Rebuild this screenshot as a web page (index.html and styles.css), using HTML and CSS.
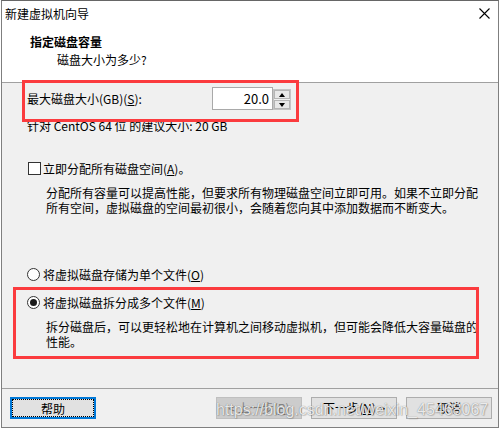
FILE: index.html
```html
<!DOCTYPE html>
<html lang="zh-CN">
<head>
<meta charset="utf-8">
<title>新建虚拟机向导</title>
<link rel="stylesheet" href="styles.css">
</head>
<body>
<div class="window">
  <div class="titlebar">
    <span class="title">新建虚拟机向导</span>
    <svg class="close" width="11" height="11" viewBox="0 0 11 11"><path d="M0.5 0.5L10.5 10.5M10.5 0.5L0.5 10.5" stroke="#000" stroke-width="1.1" fill="none"/></svg>
  </div>
  <div class="header">
    <div class="heading">指定磁盘容量</div>
    <div class="subheading">磁盘大小为多少?</div>
  </div>
  <div class="content">
    <div class="size-row">
      <span class="size-label">最大磁盘大小(GB)(<u>S</u>):</span>
      <div class="spin-input">20.0</div>
      <div class="spin-buttons">
        <div class="spin-btn"><span class="arrow-up"></span></div>
        <div class="spin-btn"><span class="arrow-down"></span></div>
      </div>
    </div>
    <div class="hint">针对 CentOS 64 位 的建议大小: 20 GB</div>
    <div class="option check-option"><span class="checkbox"></span><span>立即分配所有磁盘空间(<u>A</u>)。</span></div>
    <p class="desc">分配所有容量可以提高性能，但要求所有物理磁盘空间立即可用。如果不立即分配<br>所有空间，虚拟磁盘的空间最初很小，会随着您向其中添加数据而不断变大。</p>
    <div class="option radio-option first-radio"><span class="radio"></span><span>将虚拟磁盘存储为单个文件(<u>O</u>)</span></div>
    <div class="option radio-option second-radio"><span class="radio checked"></span><span>将虚拟磁盘拆分成多个文件(<u>M</u>)</span></div>
    <p class="desc">拆分磁盘后，可以更轻松地在计算机之间移动虚拟机，但可能会降低大容量磁盘的<br>性能。</p>
  </div>
  <div class="footer">
    <button class="btn btn-help" type="button">帮助</button>
    <div class="nav-buttons">
      <button class="btn btn-disabled" type="button">&lt; 上一步(<u>B</u>)</button>
      <button class="btn" type="button">下一步(<u>N</u>) &gt;</button>
      <button class="btn" type="button">取消</button>
    </div>
  </div>
  <div class="mark mark-size"></div>
  <div class="mark mark-split"></div>
  <div class="watermark">https://blog.csdn.net/weixin_45468067</div>
</div>
</body>
</html>
```

FILE: styles.css
```css
* {
  box-sizing: border-box;
}

html, body {
  margin: 0;
  padding: 0;
  background: #ffffff;
}

body {
  font-family: "Noto Sans CJK SC", "Microsoft YaHei", sans-serif;
  font-size: 12px;
  color: #000;
}

.window {
  position: relative;
  margin-left: 1px;
  width: 498px;
  height: 428px;
  border: 1px solid #7f7f7f;
  border-top-color: #666666;
  display: flex;
  flex-direction: column;
  background: #f0f0f0;
}

.titlebar {
  height: 27px;
  flex: none;
  display: flex;
  align-items: center;
  justify-content: space-between;
  padding: 0 8px 0 3px;
  background: #fff;
  line-height: 25px;
}

.title {
  margin-top: -2px;
}

.close {
  display: block;
  margin-top: -2px;
}

.header {
  height: 55px;
  flex: none;
  background: #fff;
  border-bottom: 1px solid #a0a0a0;
  padding: 5px 0 0 28px;
}

.heading {
  font-weight: bold;
  line-height: 18px;
}

.subheading {
  line-height: 18px;
  padding-left: 27px;
}

.content {
  height: 305px;
  flex: none;
  padding: 4px 0 0 25px;
}

.size-row {
  display: flex;
  align-items: flex-start;
  height: 23px;
}

.size-label {
  width: 185px;
  line-height: 23px;
}

.spin-input {
  width: 61px;
  height: 23px;
  border: 1px solid #a9a9a9;
  background: #fff;
  text-align: right;
  padding-right: 3px;
  line-height: 21px;
  font-size: 13px;
}

.spin-buttons {
  margin-top: 2px;
  width: 18px;
  height: 21px;
  border: 1px solid #c4c4c4;
  padding: 0;
  display: flex;
  flex-direction: column;
  gap: 1px;
  background: #f0f0f0;
}

.spin-btn {
  flex: 1;
  border: 1px solid #b5b5b5;
  background: #e8e8e8;
  display: flex;
  align-items: center;
  justify-content: center;
}

.arrow-up {
  width: 0;
  height: 0;
  border-left: 3.5px solid transparent;
  border-right: 3.5px solid transparent;
  border-bottom: 4px solid #000;
}

.arrow-down {
  width: 0;
  height: 0;
  border-left: 3.5px solid transparent;
  border-right: 3.5px solid transparent;
  border-top: 4px solid #000;
}

.hint {
  margin-top: 8px;
  line-height: 15px;
}

.option {
  display: flex;
  align-items: center;
  height: 15px;
  line-height: 15px;
}

.check-option {
  margin-top: 28px;
}

.checkbox {
  width: 13px;
  height: 13px;
  margin-left: 1px;
  margin-right: 2px;
  border: 1px solid #333;
  background: #fff;
}

.radio {
  width: 13px;
  height: 13px;
  margin-right: 3px;
  border: 1px solid #333;
  border-radius: 50%;
  background: #fff;
  display: flex;
  align-items: center;
  justify-content: center;
}

.radio.checked::after {
  content: "";
  width: 7px;
  height: 7px;
  border-radius: 50%;
  background: #1a1a1a;
}

.first-radio {
  margin-top: 52px;
}

.second-radio {
  margin-top: 13px;
}

.desc {
  margin: 9px 0 0 19px;
  line-height: 15px;
  white-space: nowrap;
}

.footer {
  flex: 1;
  border-top: 1px solid #a0a0a0;
  display: flex;
  align-items: flex-start;
  padding: 8px 6px 0 8px;
}

.nav-buttons {
  margin-left: auto;
  display: flex;
  gap: 9px;
}

.btn {
  width: 86px;
  height: 22px;
  padding: 0;
  margin: 0;
  border: 1px solid #adadad;
  background: #e1e1e1;
  font-family: inherit;
  font-size: 12px;
  line-height: 20px;
  color: #000;
  text-align: center;
}

.btn-help {
  border: 2px solid #0078d7;
  outline: 1px dotted #000;
  outline-offset: -3px;
}

.btn-disabled {
  background: #cccccc;
  border-color: #bfbfbf;
  color: #838383;
}

.mark {
  position: absolute;
  border: 3px solid #fb3b3e;
}

.mark-size {
  left: 20px;
  top: 79px;
  width: 277px;
  height: 42px;
}

.mark-split {
  left: 11px;
  top: 286px;
  width: 466px;
  height: 72px;
}

.watermark {
  position: absolute;
  left: 214px;
  top: 400px;
  font-family: "Liberation Sans", Arial, sans-serif;
  font-size: 16px;
  line-height: 18px;
  color: rgba(255, 255, 255, 0.85);
  text-shadow: 0 0 1px rgba(0, 0, 0, 0.5), 1px 1px 1px rgba(0, 0, 0, 0.15);
  white-space: nowrap;
  pointer-events: none;
}
```
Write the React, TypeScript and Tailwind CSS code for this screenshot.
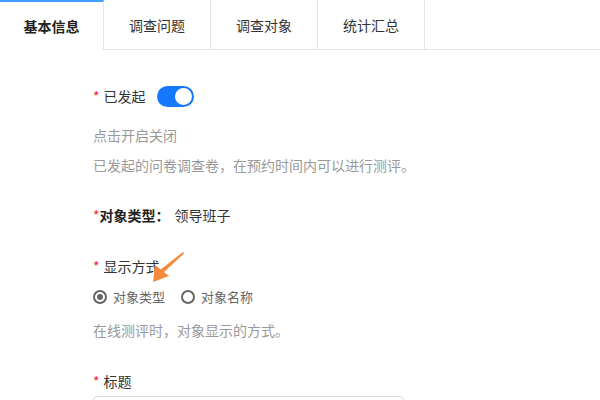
import { useState } from 'react';

const tabs = ['基本信息', '调查问题', '调查对象', '统计汇总'];

function Required() {
  return <span className="mr-1 text-[#f5222d]">*</span>;
}

function Radio({ checked, label }: { checked: boolean; label: string }) {
  return (
    <label className="flex items-center">
      <span className="flex h-[14px] w-[14px] items-center justify-center rounded-full border-2 border-[#666]">
        {checked ? <span className="h-[6px] w-[6px] rounded-full bg-[#666]" /> : null}
      </span>
      <span className="ml-[6px] text-[13px] text-[#666]">{label}</span>
    </label>
  );
}

export default function App() {
  const [active] = useState(0);
  const [on, setOn] = useState(true);
  const [mode] = useState(0);

  return (
    <div className="relative h-[400px] w-[600px] overflow-hidden bg-white text-[14px] leading-[20px] text-[#333]" style={{ fontFamily: '"Noto Sans CJK SC", "Noto Sans", sans-serif' }}>
      <div className="flex h-[50px]">
        {tabs.map((tab, i) => (
          <div
            key={tab}
            className={
              i === active
                ? 'flex w-[104px] items-center justify-center border-t-2 border-r border-[#e4e4e4] border-t-[#409eff] font-bold text-[#222]'
                : 'flex w-[107px] items-center justify-center border-r border-b border-[#e4e4e4] text-[#333]'
            }
          >
            {tab}
          </div>
        ))}
        <div className="flex-1 border-b border-[#e4e4e4]" />
      </div>

      <div className="flex flex-col pl-[93px]">
        <div className="mt-[36px] flex h-[20px] items-center">
          <Required />
          <span>已发起</span>
          <button
            type="button"
            onClick={() => setOn(!on)}
            className={on ? 'ml-[11px] flex h-[21px] w-[37px] items-center justify-end rounded-full bg-[#1677ff] px-[2px]' : 'ml-[11px] flex h-[21px] w-[37px] items-center justify-start rounded-full bg-[#bfbfbf] px-[2px]'}
          >
            <span className="h-[17px] w-[17px] rounded-full bg-white" />
          </button>
        </div>
        <p className="mt-[19px] text-[#999]">点击开启关闭</p>
        <p className="mt-[10px] text-[#999]">已发起的问卷调查卷，在预约时间内可以进行测评。</p>

        <div className="mt-[30px] flex">
          <span className="text-[#f5222d]">*</span>
          <span className="font-bold text-[#222]">对象类型：</span>
          <span className="ml-[5px]">领导班子</span>
        </div>

        <div className="mt-[31px] flex">
          <Required />
          <span>显示方式</span>
        </div>
        <div className="mt-[11px] flex items-center gap-[16px]">
          <Radio checked={mode === 0} label="对象类型" />
          <Radio checked={mode === 1} label="对象名称" />
        </div>
        <p className="mt-[13px] text-[#999]">在线测评时，对象显示的方式。</p>

        <div className="mt-[31px] flex">
          <Required />
          <span>标题</span>
        </div>
        <input className="mt-[5px] h-[32px] w-[311px] rounded border border-[#d9d9d9] px-2 outline-none" />
      </div>

      <svg className="pointer-events-none absolute left-0 top-0" width="600" height="400" viewBox="0 0 600 400">
        <polygon points="183,252 184,253.5 163,273 160,270" fill="#f58a3c" />
        <polygon points="153,282 155,265 169,276" fill="#f58a3c" />
      </svg>
    </div>
  );
}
+ + + + +
## WHAT IS BEING ASKED
The lines to print start at the line containing "Write the React, TypeScript" and end at the line containing "const [mode] = useState(0);"; print them exactly, both ends included, and leave out every picture.

## ANSWER TO THIS EXERCISE
Write the React, TypeScript and Tailwind CSS code for this screenshot.
import { useState } from 'react';

const tabs = ['基本信息', '调查问题', '调查对象', '统计汇总'];

function Required() {
  return <span className="mr-1 text-[#f5222d]">*</span>;
}

function Radio({ checked, label }: { checked: boolean; label: string }) {
  return (
    <label className="flex items-center">
      <span className="flex h-[14px] w-[14px] items-center justify-center rounded-full border-2 border-[#666]">
        {checked ? <span className="h-[6px] w-[6px] rounded-full bg-[#666]" /> : null}
      </span>
      <span className="ml-[6px] text-[13px] text-[#666]">{label}</span>
    </label>
  );
}

export default function App() {
  const [active] = useState(0);
  const [on, setOn] = useState(true);
  const [mode] = useState(0);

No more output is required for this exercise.